Some of these writers grapple with guilt and self-blame. Are we not somehow responsible when we fail to become pregnant, to stay un-pregnant, or to remain pregnant—when the signals get crossed between our uteruses and our desires? Pregnant with a blighted ovum, Valmidiano thinks through this question of agency: “I blight it—My body blights it—It blighted—I—My body—It—Blight—What—Whom—By whom—Am I my body and is this not a part of me?” No lawmaker intent on parsing persons could make sense of these lines. Valmidiano’s reverie reminds us that whether we see an embryo as a clump of cells or as a future pianist, we are inescapably entangled and differentiated and everything in-between. Of the moments after a D&C, Maria Elena Mahler writes: “I was still in and out of the anesthesia. I could feel a deeper level of the duality of this world, this plane, other planes, and how their borders can shape-shift. One can easily get lost in the net of Neptune, unable to distinguish one water from the other, and forget where we are.”

We would do well to scrutinize how much and in what ways the world desires our children, which is to say how much and in what ways it desires us.

Indeed, one can. And although Quashie doesn’t apply the concept of “oneness” to reproductive politics, its usefulness in thinking about pregnancy is clear. Rather than granting fetuses the social and political status of individuals, the concept of the “one” makes us all a little gestational. “She, the ‘one,’” writes Quashie, “is a being but she is also becoming, her existence in flux as much as it is also assured and definite.” In What God Is Honored Here?, there are many “ones” who traverse the spheres, forget where we are, arrange flowers, tend to absence, embody the void, talk to the dead. They need oneness because oneness can encompass both life and death; individualism cannot.

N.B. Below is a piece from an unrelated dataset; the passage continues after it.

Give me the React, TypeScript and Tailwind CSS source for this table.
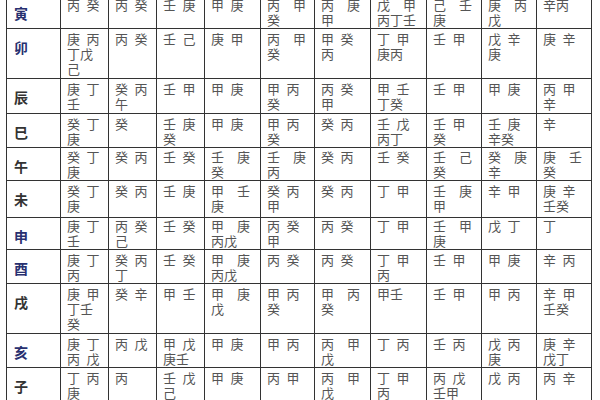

I wept often while reading this anthology, perhaps less from the bitterness of injustice than from the sorrow of mortality, and from the love that sorrow activates. And while injustice and mortality can’t be separated in most of these essays—they trace the bumpy terrain where the inevitabilities of accident are compounded by the traumas of injustice—these writers also remind me that mortality itself is not an injustice. That while injustice often manifests as mortal violence, life and death are not enemies.

It is, finally, our atrophied definitions of life and death that fail us most, vapid definitions shaping the dominant narratives about childbearing with which we are all bludgeoned. These definitions leave no room for the fact that what happens over the course of a pregnable person’s lifetime is, save for the most privileged and lucky, an exquisitely complex mixture of presence and absence, possibility and loss, this and other worlds. That in a world rife with injustice and ruled finally by mortality, it is difficult to say how much “choice” any of us really have. “We make it to the crossroads only to come to a stop,” writes Hunt. “The idea we harbor is subversive. That there may be many moments in which we recognize the sources of our hunger, falling out of the sky, a complete thought sung to our most visible selves.”